Assembly of discrete and oligomeric structures of organotin double-decker silsesquioxanes: inherent stability studies

Abstract

Double-decker silsesquioxane (DDSQ), a type of incompletely condensed silsesquioxane, has been used as a molecular precursor for synthesizing new organotin discrete and oligomeric compounds. The equimolar reaction between DDSQ tetrasilanol (DDSQ-4OH) and Ph₂SnCl₂ in the presence of triethylamine leads to obtaining discrete [Ph₄Sn₂O₄(DDSQ)(THF)₂] (1).

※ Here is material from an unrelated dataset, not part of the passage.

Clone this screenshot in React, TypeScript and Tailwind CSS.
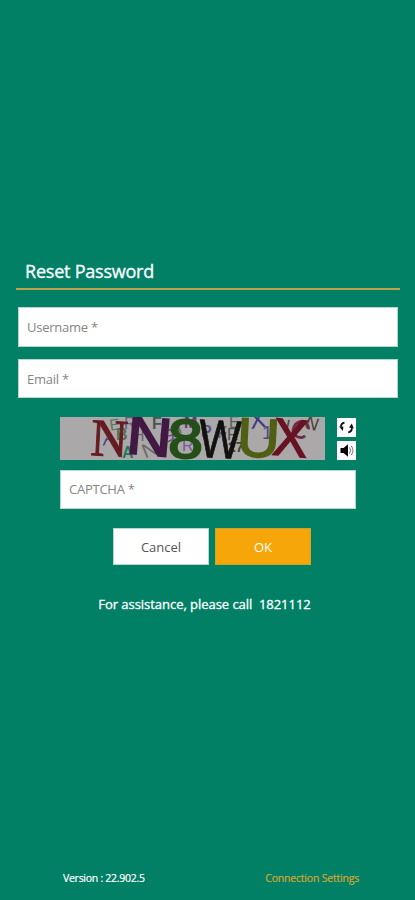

The change of sterically bulky aryl Ph₂SnCl₂ precursor to linear alkyl ⁿBu₂SnCl₂ led to the isolation of oligomeric [ⁿBu₄Sn₂O₄(DDSQ)] (2). The structures of compounds 1 and 2 have been demonstrated using single-crystal X-ray diffraction measurements. Indeed, the formation of oligomeric organotin DDSQ compound (2) was determined using GPC and MALDI-TOF mass spectroscopy. In compound 1, the geometry of the tin atom is five-coordinated trigonal bipyramidal by two phenyl groups, two Si–O from DDSQ and one tetrahydrofuran. Compound 2 contains four coordinated two peripheral tin atoms and two five-coordinated central tin atoms, in which, the fifth coordinating oxo groups in the central tin atoms create the bridge between two different DDSQ units that leads to the formation of oligomeric structure. Density functional theory calculations on organotin DDSQs infer that the obtained lattice energy for compound 1 is far higher than for the case of compound 2, which indicates that the crystal of compound 1 is better stabilized in its crystal lattice with stronger close packing via intermolecular interactions between discrete molecules with coordinated THF compared to the crystal of compound 2. The greater stability arises mainly due to the sterically bulkier phenyl groups attached to the tin centers in compound 1, which provide accessibility for accommodating the THF molecule per tin via Sn–THF bonding, while contrarily the smaller n-butyl groups aid the polymerization of the four repeating units of [SnSi₄O₇] or two Sn₂O₄(DDSQ) through μ-oxo groups. Both compounds 1 and 2 were chosen to be promising precursors for the synthesis of ceramic tin silicates. The thermolysis of 2 at 1000 °C afforded the mixture of crystalline SnSiO₄ and SiO₂ but the same mixture was only formed by thermolysis of 1 at relatively higher temperature (1500 °C), which infers that compound 1 is more stable than compound 2 that is in good synergy with theoretical lattice energy.